The ongoing political farce has grave consequences.

Tensions among politicians mounted at the start of the week, leading to explosions of anger between the contesting parties, which is normal, and also within parties, which is the new normal. While the Pakistan Tehreek-e-Insaf’s Shafqat Mehmood and Pakistan Muslim League (Nawaz)’s Pervaiz Rashid exchanged insults on a TV talk show, PTI’s Shah Mehmood Qureshi and Muhammad Sarwar quarreled over their party’s strategy in Sindh and abused each other during a dinner in Islamabad, forcing PTI chief Imran Khan to leave in disgust.

More heat has been produced by the exhumation of a case of loan write-off against the PTI central organizer Jahangir Khan Tareen which he has rebutted as a false report. The International Consortium of Investigative Journalists (ICIJ) says another 400 politicians and businessmen would soon be named in another list of offshore “crooks” as part of the Panama Papers. Another PTI billionaire Aleem Khan is accused by the PMLN of undervaluing his wealth before the Federal Board of Revenue by hiding half of it. In South Punjab, the news is that Chotu Mazari, the dacoit arrested through a special police-Army operation, is spouting names of politicians who backed the depredations of his gang since 2005.

The Pakistan Peoples Party continues to be under pressure since the arrest of Uzair Baloch, the Lyari dacoit who literally ruled Karachi before the Rangers stepped in against terrorism. More “China-cutting” scandals and extortions are being unearthed on a daily basis, and criminals formerly belonging to the PPP and the Muttahida Qaumi Movement are being picked up. The MQM, under some pressure from the breakaway Pak Sarzamin Party, is suffering a steady stream of arrests exposing its old nexus with the Indian intelligence agency RAW.

In the middle of this chaos, a Pakistani reporter working for the ICIJ has revealed that “due to an editing error, a sentence in an earlier version of this story implied that the prime minister of Pakistan controlled an offshore company that appeared in the Panama Papers.

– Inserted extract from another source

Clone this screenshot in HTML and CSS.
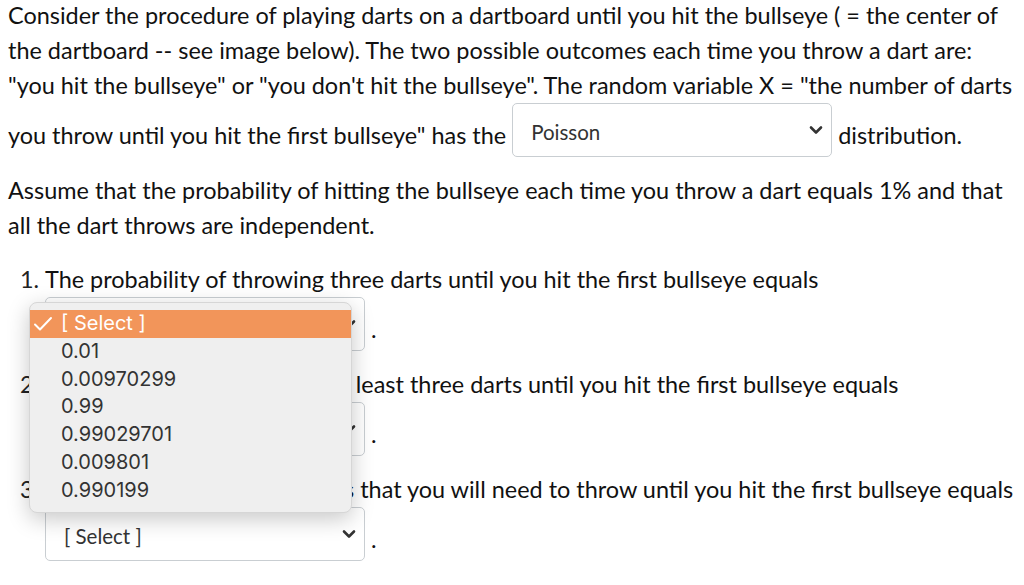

It is his children who control the offshore companies.” It had originally stated: “The files exposed offshore companies controlled by the prime ministers of Iceland and Pakistan, the king of Saudi Arabia and the children of the president of Azerbaijan.” This will stoke further the war of words now going on instead of dousing it.

The MQM is clearly split; the PPP is at a low point in the country and open to shifts of power within. The PTI has been subject to internal upheavals and now has a sizeable original membership disgruntled with Khan’s style of running the party. However, Khan is aware of this structural weakness and wants to take full advantage of the Panama Papers scandal to oust Prime Minister Nawaz Sharif from power before the 2018 elections. Jamaat-e-Islami, the only religious party out in the open against Sharif, is risking its future by riding the Go-Nawaz bandwagon. As they appear to hunt for the corrupt, Pakistani politicians risk damaging the national economy already in trouble because of the collapse of its state-run sector.